Apple’s M5 chip will first appear in the iPad Pro, not the Mac

Apple will introduce a new M5 chip as part of the refreshed iPad Pro in fall 2025. For the second year in a row, the company is starting its M-series rollout with a tablet rather than a Mac for the first time ever. This time, however, the strategy will be different on two fronts at once.
The iPad’s time gap from the Mac with the M5 chip will shrink
In 2024, Apple broke tradition by first introducing the new M4 chip in the iPad Pro rather than the Mac. Before that, everything from the M1 to the M3 debuted exclusively in laptops and desktops before coming to the iPad.
All models from the M1 to the M3 debuted exclusively in laptops and desktops before coming to the iPad.
Now history is repeating itself. According to insider Mark Gurman, the M5 will first appear in the iPad Pro in the fall of 2025, and won’t arrive in Macs until early 2026. Unlike last year’s scenario, however, the time gap between device releases on the M5 will be much smaller.

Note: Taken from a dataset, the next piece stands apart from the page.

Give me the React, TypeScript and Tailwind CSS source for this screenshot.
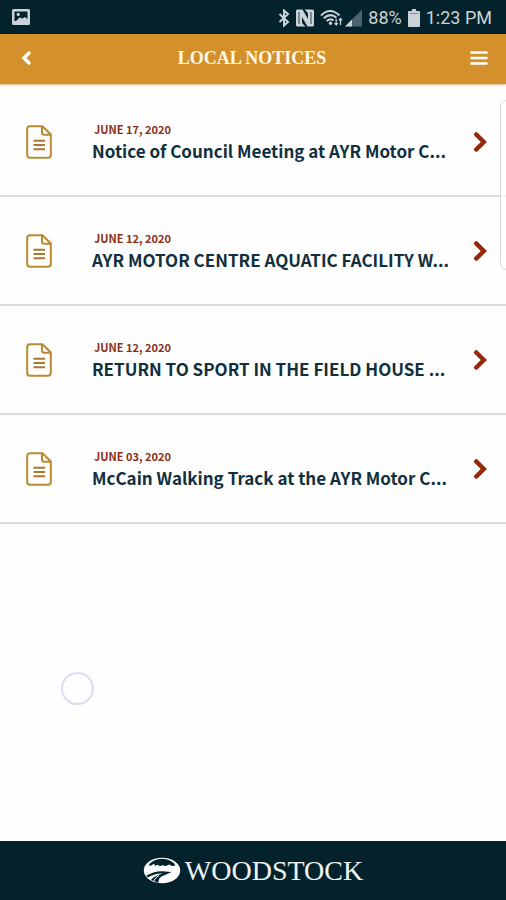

In comparison, the iPad Pro with the M4 chip came out in May 2024, and the first Macs with the M4 didn’t arrive until November – six months later. In the case of the M5, the gap is expected to be no more than four months. If the tablet is released in November, the MacBook Pro with the same chip could go on sale as early as January. That’s a much shorter time frame than last year’s, and suggests a new logic for bringing chips to market.

New iPadOS 26 will unlock the potential of the M5
One other important difference between the current situation and the past is software. Last year, the iPad Pro with the M4 chip ran on iPadOS 18, which offered no noticeable improvements that could unlock the potential of the new hardware platform. That drew criticism from users and experts alike: powerful chip, but the same old iPadOS limitations.
Apple is now betting on iPadOS 26, a system that sources say will, for the first time, deliver functionality that matches the hardware’s capabilities. Key new features include full support for windowed mode and running multiple apps simultaneously. This should allow the iPad Pro with M5 to truly replace a laptop in everyday use.
According to experts, even if the hardware upgrades to the iPad Pro are modest, the software component will provide a serious boost to the user experience. Users who have long used tablets as their primary work device will be able to truly appreciate Apple’s new generation of chips for the first time in a long time.